From: Joseph Reagle <reagle@w3.org>
Date: Wed, 14 May 2003 10:34:00 -0400
To: Aleksey Sanin <aleksey@aleksey.com>, John Boyer <jboyer@PureEdge.com>
Cc: w3c-ietf-xmldsig@w3.org
Message-Id: <200305141034.00019.reagle@w3.org>

On Saturday 10 May 2003 20:07, Aleksey Sanin wrote:
> During discussion in xmlsec mailing list we came up with two
> possibilities: 1) All '\r' characters from the document should be removed
> when document is parsed
>     by XML processor.
>     2) All '\r' should be converted to "&#D;" by the parser.
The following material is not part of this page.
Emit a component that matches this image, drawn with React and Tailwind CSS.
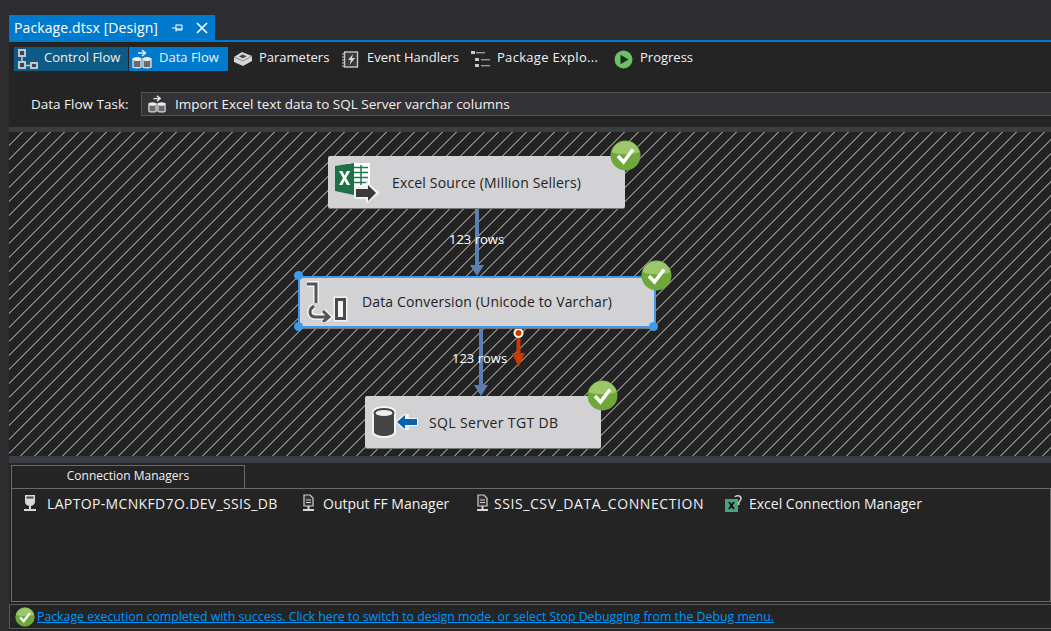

My recollection has long gone stale on such nuances -- I hope John might 
remember better -- but I'd opt for the "conversion" option. Not only does 
the following say:

  To simplify the tasks of applications, the characters passed to an
  application by the XML processor must be as if the XML processor
  normalized all line breaks in external parsed entities (including the
  document entity) on input, before parsing, by translating both the
  two-character sequence #xD #xA and any #xD that is not followed
  by #xA to a single #xA character.
  http://www.w3.org/TR/REC-xml#sec-line-ends

but XPath says:

  The normalize-space function returns the argument string with
   whitespace normalized by stripping leading and trailing whitespace
   and replacing sequences of whitespace characters by a single space.
  http://www.w3.org/TR/xpath#function-normalize-space

I read the text that you cite from C14N:

  -  All whitespace in character content is retained (excluding 
  characters removed during line feed normalization)  
  http://www.w3.org/TR/2001/REC-xml-c14n-20010315#Terminology

as not requiring the special (normative) removal of '\r', but to only 
(non-normatively) refer to the removal of '#xA' when ' #xD #xA' was 
replaced with '#xD'.

Received on Wednesday, 14 May 2003 10:34:41 UTC